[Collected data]
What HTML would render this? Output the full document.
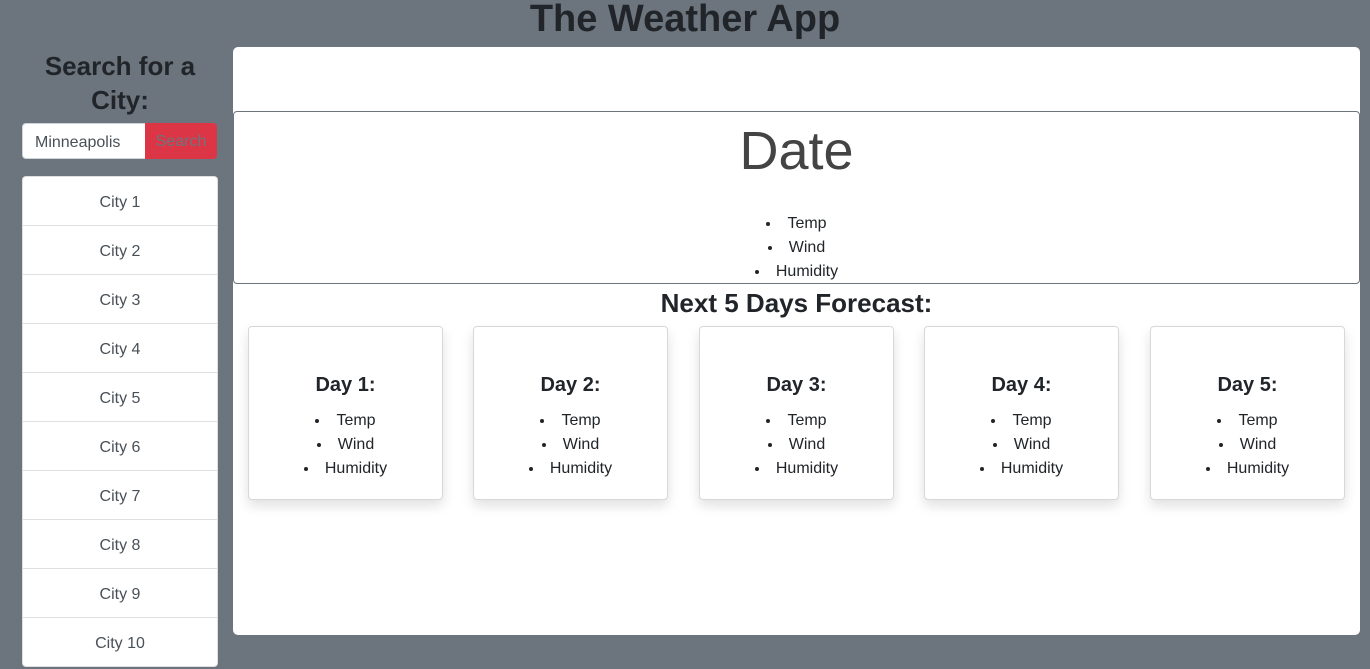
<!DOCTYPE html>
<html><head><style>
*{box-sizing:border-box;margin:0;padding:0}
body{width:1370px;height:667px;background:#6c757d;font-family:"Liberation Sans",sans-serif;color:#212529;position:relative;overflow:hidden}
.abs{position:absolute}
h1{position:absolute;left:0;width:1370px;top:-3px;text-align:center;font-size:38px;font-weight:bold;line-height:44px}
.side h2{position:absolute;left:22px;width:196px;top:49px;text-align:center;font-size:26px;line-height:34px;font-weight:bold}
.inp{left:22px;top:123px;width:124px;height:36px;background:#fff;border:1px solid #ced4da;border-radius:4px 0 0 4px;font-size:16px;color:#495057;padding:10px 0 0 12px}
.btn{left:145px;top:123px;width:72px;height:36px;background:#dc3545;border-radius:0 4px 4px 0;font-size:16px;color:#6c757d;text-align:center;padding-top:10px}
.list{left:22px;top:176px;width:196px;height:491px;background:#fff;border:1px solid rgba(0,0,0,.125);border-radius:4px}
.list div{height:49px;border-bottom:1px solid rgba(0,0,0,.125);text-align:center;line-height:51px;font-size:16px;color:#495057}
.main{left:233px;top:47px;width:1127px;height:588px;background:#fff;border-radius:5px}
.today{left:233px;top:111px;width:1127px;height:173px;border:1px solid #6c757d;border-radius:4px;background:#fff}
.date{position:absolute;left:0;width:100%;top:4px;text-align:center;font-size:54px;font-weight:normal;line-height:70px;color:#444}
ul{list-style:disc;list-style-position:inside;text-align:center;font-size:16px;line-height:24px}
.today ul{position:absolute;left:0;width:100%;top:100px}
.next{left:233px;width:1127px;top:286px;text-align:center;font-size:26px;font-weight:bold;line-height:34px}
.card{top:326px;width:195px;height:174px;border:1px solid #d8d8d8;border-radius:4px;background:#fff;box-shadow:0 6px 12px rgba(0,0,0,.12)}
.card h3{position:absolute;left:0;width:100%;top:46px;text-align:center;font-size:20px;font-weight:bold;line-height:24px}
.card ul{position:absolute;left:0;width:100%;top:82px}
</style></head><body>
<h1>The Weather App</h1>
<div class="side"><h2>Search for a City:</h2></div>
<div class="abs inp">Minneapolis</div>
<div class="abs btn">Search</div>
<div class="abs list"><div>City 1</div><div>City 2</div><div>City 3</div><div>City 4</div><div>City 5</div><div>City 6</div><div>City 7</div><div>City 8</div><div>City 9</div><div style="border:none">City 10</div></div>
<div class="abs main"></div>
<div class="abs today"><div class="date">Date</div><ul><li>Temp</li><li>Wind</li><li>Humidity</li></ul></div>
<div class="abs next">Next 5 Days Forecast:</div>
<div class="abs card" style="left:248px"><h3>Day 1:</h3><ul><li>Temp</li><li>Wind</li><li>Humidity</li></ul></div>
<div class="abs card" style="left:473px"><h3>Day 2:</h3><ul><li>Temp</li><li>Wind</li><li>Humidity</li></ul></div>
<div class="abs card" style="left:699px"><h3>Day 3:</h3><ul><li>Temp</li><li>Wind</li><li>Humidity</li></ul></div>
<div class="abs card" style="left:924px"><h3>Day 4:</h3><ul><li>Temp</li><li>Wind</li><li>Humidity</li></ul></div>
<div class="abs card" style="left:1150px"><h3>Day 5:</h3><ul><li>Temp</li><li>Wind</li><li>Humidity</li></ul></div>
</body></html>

* * *

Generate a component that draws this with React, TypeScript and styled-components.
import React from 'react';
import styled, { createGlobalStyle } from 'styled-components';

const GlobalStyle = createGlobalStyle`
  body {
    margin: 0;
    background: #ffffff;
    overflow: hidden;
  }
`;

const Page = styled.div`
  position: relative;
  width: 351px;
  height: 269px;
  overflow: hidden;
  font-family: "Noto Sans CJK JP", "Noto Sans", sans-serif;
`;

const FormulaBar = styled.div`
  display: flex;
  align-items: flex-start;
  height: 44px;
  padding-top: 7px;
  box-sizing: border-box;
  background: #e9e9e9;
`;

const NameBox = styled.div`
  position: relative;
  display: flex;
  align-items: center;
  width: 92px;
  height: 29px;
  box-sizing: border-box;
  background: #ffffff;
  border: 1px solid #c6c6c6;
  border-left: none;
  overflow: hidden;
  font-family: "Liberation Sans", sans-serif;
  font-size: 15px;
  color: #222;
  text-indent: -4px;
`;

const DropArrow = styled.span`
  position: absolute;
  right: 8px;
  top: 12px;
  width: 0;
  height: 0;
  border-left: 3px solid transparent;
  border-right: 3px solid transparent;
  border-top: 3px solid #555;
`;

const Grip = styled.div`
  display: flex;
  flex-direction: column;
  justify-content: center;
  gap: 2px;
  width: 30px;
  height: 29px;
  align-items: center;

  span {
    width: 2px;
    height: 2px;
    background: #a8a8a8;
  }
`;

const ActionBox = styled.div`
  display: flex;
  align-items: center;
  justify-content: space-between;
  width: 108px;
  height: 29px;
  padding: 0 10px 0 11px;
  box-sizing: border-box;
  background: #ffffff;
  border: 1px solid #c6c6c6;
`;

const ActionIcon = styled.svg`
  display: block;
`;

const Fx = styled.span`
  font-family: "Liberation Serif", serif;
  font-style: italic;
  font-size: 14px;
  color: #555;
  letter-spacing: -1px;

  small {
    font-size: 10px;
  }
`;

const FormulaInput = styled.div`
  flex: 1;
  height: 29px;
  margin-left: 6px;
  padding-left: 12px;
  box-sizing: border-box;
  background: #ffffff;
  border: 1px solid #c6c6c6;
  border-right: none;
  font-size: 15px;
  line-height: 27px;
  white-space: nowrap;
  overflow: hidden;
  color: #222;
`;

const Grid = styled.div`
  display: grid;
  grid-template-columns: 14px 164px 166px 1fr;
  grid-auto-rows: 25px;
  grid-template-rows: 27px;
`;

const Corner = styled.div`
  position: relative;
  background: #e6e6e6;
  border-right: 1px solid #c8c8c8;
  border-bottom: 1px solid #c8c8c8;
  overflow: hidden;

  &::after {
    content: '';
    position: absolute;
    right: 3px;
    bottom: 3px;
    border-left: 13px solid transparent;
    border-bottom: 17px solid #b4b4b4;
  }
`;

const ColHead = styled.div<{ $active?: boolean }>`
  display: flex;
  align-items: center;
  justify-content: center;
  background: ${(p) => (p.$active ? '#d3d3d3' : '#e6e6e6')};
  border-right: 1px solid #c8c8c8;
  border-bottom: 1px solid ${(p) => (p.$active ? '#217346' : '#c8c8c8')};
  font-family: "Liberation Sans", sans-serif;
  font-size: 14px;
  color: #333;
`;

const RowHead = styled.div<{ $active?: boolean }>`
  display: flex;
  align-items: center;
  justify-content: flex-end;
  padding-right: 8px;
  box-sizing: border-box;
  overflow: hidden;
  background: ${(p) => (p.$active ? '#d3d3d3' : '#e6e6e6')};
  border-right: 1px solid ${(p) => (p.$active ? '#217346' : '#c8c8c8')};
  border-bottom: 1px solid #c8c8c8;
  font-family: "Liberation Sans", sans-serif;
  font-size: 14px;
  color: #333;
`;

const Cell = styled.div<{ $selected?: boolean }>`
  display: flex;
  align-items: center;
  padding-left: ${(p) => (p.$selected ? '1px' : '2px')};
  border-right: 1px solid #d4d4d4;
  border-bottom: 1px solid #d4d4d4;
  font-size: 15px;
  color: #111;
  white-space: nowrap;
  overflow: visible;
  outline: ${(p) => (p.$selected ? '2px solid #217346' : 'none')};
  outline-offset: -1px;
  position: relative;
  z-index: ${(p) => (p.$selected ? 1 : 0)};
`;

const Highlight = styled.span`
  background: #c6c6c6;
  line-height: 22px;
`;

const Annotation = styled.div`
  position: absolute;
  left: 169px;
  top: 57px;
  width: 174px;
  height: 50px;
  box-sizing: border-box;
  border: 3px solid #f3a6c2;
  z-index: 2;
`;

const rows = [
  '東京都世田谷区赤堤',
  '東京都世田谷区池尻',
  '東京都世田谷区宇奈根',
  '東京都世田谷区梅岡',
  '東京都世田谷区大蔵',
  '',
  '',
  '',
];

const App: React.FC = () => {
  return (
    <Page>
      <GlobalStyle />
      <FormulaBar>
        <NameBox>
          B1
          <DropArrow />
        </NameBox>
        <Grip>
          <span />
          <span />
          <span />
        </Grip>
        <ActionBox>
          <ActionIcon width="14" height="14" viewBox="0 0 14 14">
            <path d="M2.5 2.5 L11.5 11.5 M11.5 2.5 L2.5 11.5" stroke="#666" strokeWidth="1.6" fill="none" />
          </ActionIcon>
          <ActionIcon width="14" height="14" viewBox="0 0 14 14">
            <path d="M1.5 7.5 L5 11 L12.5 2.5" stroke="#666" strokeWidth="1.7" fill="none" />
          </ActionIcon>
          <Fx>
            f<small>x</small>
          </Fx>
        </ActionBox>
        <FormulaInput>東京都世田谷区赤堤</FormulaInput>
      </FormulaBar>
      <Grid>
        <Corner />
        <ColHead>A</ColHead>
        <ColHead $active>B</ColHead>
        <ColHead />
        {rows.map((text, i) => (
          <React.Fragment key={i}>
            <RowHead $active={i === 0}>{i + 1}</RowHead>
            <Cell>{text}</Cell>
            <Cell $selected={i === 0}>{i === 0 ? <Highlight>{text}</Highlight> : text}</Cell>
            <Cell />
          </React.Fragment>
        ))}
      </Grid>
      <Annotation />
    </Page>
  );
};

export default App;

Objective: Pull out all lines from the entries above in which the word "this" appears.

The reply:
What HTML would render this? Output the full document.
Generate a component that draws this with React, TypeScript and styled-components.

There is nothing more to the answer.